● Extracted data:
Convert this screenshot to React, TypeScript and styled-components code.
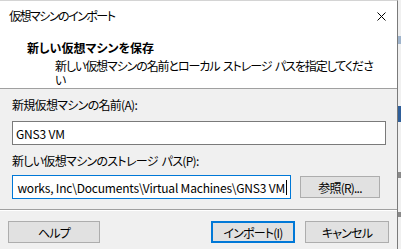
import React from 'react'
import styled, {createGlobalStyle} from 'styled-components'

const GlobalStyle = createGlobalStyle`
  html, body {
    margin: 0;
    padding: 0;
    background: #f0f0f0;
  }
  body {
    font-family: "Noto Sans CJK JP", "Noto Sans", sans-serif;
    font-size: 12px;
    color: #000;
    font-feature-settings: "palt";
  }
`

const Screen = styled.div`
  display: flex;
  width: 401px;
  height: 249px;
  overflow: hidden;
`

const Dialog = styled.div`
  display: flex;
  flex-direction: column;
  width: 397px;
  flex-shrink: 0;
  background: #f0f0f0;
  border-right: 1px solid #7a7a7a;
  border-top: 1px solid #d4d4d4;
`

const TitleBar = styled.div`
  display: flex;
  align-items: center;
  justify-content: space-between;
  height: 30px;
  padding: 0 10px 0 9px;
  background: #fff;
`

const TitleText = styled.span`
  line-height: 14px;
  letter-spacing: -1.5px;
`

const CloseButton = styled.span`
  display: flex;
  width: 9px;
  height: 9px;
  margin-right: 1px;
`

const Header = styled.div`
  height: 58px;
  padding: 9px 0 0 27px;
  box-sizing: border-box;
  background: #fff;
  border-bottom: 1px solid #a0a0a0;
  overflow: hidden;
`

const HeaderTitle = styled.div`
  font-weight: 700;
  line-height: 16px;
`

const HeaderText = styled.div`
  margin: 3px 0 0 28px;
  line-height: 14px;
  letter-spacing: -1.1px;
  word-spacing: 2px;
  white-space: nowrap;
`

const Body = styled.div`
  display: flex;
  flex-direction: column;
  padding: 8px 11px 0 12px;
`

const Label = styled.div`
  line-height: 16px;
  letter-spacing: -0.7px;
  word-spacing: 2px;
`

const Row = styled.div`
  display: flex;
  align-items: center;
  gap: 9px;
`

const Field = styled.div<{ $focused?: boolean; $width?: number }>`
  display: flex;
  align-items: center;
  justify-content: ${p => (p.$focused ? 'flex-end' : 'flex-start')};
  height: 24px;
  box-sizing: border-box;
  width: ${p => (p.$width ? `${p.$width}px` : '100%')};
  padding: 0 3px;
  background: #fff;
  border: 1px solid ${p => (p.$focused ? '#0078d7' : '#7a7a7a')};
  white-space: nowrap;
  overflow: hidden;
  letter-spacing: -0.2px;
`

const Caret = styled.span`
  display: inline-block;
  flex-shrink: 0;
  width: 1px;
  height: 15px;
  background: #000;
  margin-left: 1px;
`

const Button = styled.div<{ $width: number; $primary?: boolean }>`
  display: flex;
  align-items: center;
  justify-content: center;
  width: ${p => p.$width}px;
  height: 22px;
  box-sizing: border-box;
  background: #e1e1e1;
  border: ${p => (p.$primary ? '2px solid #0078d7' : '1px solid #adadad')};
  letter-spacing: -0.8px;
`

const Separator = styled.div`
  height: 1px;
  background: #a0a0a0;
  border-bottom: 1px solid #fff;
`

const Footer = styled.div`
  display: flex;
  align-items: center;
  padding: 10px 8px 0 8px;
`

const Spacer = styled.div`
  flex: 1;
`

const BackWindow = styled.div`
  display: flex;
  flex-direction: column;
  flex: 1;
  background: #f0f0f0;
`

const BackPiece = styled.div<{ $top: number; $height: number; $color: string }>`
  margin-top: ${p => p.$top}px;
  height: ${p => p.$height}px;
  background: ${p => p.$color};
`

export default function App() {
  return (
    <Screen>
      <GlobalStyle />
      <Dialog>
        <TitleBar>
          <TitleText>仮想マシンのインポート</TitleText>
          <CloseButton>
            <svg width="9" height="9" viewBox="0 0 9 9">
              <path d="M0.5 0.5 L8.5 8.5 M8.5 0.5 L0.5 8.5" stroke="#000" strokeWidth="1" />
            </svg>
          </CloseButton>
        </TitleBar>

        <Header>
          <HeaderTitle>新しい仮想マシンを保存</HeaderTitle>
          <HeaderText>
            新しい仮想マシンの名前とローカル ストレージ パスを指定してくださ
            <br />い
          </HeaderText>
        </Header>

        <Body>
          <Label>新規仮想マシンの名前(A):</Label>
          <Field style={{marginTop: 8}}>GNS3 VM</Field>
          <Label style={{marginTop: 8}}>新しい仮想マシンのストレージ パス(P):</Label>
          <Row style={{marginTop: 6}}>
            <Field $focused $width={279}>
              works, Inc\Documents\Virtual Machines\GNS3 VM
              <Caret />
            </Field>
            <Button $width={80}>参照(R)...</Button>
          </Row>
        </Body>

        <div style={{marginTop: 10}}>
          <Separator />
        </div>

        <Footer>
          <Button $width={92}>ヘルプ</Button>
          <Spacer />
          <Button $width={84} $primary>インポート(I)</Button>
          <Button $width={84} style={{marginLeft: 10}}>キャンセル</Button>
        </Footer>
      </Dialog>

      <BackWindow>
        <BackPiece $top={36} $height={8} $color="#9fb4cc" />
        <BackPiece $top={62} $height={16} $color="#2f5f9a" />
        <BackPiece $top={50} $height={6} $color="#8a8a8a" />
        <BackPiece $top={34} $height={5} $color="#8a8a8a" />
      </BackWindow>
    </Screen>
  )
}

---

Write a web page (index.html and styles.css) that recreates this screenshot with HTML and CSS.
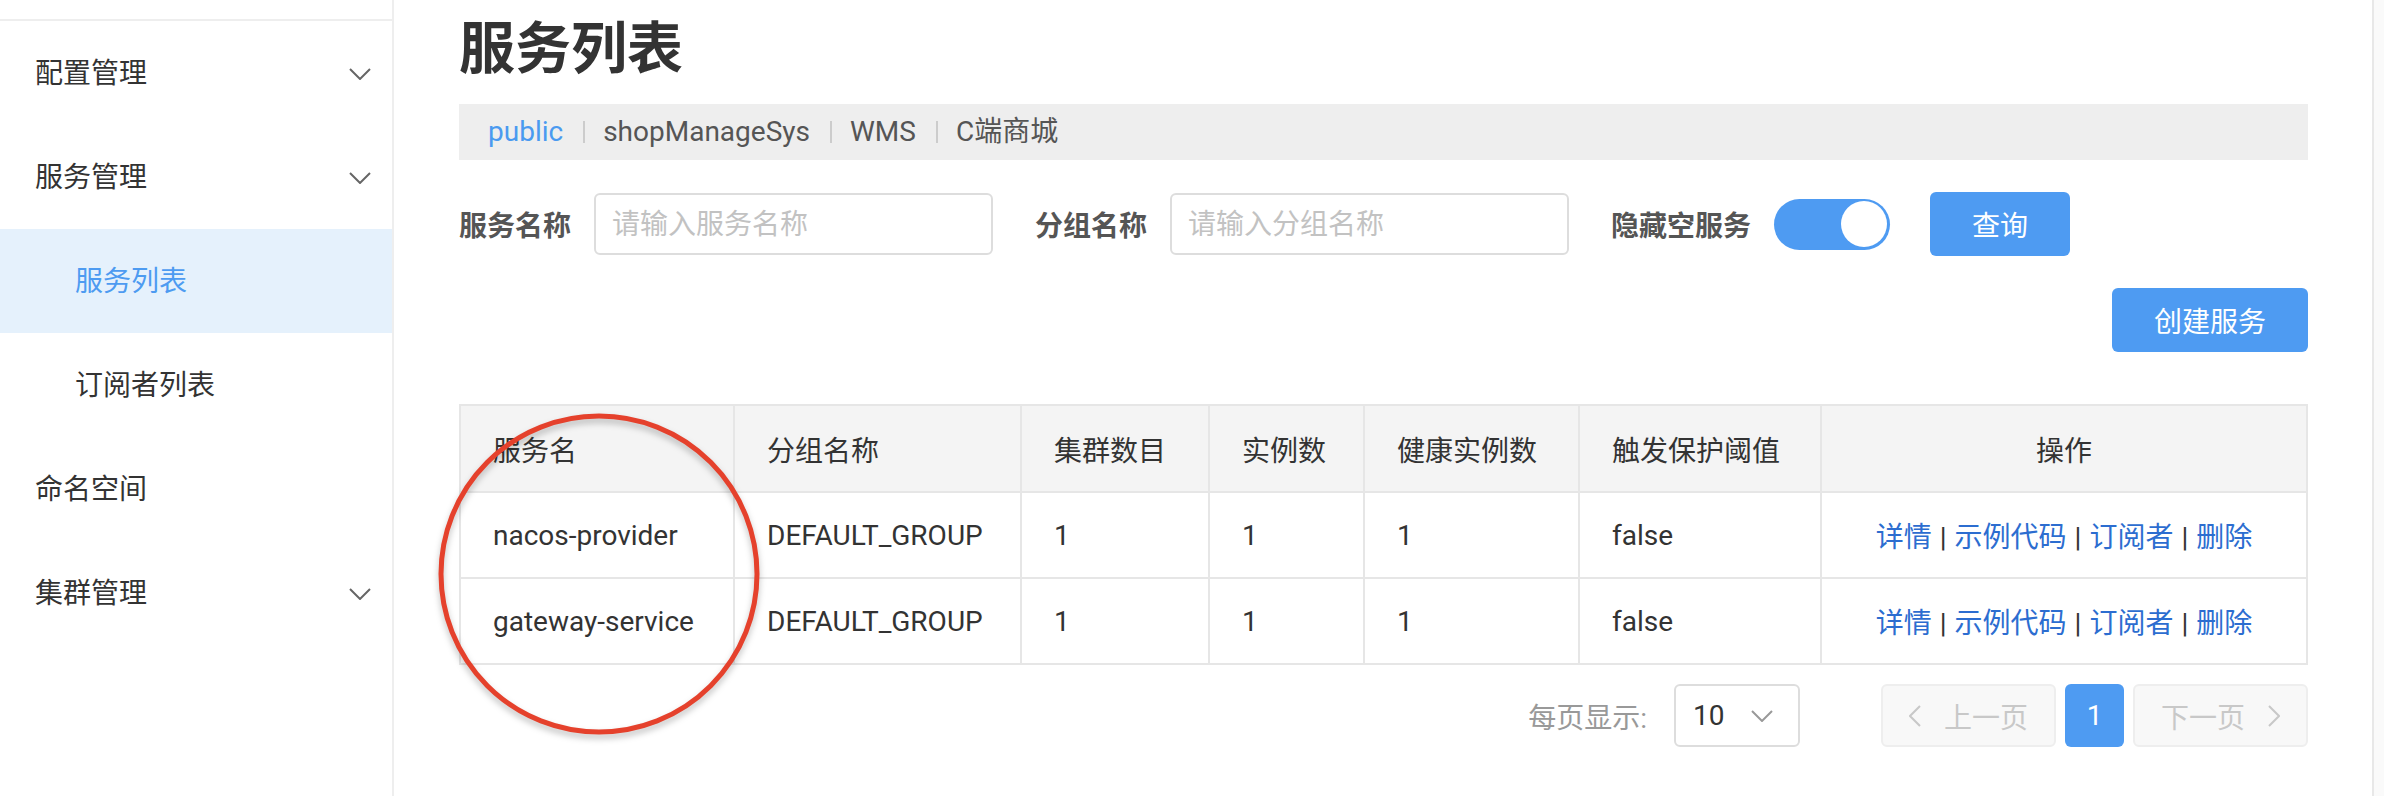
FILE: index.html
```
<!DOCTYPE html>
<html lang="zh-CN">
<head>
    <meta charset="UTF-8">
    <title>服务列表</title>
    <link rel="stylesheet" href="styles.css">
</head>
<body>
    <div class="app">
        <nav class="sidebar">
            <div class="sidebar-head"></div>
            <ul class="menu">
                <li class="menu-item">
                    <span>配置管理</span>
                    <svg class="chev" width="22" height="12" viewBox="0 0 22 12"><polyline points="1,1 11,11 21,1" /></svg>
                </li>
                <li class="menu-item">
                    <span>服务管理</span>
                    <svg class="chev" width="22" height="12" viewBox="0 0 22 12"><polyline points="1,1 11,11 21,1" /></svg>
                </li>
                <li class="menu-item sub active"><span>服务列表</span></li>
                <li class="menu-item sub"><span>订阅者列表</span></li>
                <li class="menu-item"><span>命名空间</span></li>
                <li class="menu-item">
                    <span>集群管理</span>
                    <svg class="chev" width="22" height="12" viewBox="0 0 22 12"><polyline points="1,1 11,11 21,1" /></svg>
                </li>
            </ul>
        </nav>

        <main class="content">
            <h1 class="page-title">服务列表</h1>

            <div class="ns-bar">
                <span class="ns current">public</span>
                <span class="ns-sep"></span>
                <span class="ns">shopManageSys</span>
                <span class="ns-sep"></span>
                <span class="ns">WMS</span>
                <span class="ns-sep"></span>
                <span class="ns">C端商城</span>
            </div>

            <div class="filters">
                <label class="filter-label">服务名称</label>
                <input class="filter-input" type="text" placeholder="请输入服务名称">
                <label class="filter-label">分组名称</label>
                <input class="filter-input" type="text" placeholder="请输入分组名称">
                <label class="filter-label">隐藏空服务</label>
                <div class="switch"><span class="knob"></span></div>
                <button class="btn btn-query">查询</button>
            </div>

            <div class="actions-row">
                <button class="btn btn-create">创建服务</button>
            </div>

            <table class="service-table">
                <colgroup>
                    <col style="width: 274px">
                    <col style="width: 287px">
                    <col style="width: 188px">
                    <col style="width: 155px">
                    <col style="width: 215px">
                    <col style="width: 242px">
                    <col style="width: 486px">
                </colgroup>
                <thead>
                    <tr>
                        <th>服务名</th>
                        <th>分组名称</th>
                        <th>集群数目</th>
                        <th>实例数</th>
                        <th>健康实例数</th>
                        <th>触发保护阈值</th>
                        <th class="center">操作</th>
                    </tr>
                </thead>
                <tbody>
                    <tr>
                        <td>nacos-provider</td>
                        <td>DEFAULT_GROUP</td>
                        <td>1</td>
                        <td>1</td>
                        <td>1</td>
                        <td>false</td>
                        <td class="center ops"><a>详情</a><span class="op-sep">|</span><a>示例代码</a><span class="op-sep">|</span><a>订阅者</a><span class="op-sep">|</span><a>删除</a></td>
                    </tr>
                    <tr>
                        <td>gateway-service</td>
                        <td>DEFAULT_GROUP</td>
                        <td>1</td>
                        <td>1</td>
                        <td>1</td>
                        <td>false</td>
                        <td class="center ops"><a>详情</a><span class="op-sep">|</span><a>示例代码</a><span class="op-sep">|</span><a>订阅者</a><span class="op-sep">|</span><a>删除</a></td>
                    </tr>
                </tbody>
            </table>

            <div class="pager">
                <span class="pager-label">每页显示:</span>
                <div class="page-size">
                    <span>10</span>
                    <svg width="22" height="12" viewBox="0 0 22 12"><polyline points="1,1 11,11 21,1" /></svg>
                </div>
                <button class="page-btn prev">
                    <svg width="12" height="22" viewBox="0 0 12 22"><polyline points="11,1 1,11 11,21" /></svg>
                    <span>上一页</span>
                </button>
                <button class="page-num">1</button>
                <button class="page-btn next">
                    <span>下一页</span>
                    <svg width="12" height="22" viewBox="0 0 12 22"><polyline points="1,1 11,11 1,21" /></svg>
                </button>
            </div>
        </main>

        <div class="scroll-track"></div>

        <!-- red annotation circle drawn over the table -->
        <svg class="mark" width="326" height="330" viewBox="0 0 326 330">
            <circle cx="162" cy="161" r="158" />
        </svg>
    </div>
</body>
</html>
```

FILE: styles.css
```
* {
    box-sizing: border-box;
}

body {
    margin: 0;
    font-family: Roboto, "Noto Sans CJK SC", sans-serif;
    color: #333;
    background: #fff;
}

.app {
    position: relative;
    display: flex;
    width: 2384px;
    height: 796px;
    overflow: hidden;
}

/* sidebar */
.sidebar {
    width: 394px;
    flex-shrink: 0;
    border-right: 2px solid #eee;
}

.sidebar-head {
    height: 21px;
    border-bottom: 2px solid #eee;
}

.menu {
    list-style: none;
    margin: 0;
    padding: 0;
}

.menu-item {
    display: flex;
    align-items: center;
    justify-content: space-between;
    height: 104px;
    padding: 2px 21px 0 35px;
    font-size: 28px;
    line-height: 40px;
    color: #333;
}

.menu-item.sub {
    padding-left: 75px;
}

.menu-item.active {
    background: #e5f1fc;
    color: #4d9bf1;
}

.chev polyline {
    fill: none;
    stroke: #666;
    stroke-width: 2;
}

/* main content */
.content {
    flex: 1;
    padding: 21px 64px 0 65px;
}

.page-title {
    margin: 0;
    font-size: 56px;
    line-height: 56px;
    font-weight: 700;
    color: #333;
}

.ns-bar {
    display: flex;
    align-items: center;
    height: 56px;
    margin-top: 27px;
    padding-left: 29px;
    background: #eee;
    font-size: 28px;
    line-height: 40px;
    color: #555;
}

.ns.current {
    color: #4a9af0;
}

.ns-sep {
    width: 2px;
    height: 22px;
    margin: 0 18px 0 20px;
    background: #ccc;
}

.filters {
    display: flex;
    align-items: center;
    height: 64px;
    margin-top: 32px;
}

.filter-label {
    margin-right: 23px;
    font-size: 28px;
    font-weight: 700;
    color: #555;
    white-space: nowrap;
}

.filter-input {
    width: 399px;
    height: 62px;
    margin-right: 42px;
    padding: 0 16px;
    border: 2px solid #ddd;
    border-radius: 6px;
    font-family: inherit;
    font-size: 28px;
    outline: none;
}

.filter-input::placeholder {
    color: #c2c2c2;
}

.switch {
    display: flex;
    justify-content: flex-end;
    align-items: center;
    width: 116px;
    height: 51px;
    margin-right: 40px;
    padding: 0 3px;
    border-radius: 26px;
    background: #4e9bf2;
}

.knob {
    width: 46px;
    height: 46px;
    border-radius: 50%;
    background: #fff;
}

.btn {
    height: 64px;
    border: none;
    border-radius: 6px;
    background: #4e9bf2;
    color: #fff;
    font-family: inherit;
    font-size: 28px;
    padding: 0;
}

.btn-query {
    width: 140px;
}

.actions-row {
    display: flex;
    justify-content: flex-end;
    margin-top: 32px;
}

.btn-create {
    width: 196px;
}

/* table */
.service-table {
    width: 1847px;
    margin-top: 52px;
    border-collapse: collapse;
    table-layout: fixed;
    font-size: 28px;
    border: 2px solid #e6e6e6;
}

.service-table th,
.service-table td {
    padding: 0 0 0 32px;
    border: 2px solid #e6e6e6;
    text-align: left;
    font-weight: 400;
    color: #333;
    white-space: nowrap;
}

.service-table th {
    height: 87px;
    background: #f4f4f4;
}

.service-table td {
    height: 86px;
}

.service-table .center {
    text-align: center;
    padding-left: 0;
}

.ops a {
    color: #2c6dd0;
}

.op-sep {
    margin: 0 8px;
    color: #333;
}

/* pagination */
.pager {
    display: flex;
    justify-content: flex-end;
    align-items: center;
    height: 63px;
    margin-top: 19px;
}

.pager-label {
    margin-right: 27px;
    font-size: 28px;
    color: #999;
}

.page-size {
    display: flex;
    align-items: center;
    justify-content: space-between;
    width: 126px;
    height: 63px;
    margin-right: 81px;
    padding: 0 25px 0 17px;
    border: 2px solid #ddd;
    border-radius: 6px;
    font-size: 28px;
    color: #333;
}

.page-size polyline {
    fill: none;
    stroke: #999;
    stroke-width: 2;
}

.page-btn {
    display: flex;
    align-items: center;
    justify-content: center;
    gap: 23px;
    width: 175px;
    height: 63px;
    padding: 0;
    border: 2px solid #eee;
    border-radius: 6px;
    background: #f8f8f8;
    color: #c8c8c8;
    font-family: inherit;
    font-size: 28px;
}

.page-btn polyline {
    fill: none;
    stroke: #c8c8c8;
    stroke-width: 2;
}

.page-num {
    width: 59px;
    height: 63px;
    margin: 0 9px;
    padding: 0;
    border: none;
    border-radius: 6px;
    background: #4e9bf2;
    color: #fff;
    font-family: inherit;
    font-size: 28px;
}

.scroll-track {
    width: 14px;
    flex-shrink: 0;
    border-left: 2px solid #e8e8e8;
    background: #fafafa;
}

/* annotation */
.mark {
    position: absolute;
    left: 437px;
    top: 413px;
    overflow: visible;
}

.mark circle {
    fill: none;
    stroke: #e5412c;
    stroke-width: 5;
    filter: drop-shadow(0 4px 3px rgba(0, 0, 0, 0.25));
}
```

● The exercise: Write down every line of the data above that includes the string "this".

● Solution:
Convert this screenshot to React, TypeScript and styled-components code.
Write a web page (index.html and styles.css) that recreates this screenshot with HTML and CSS.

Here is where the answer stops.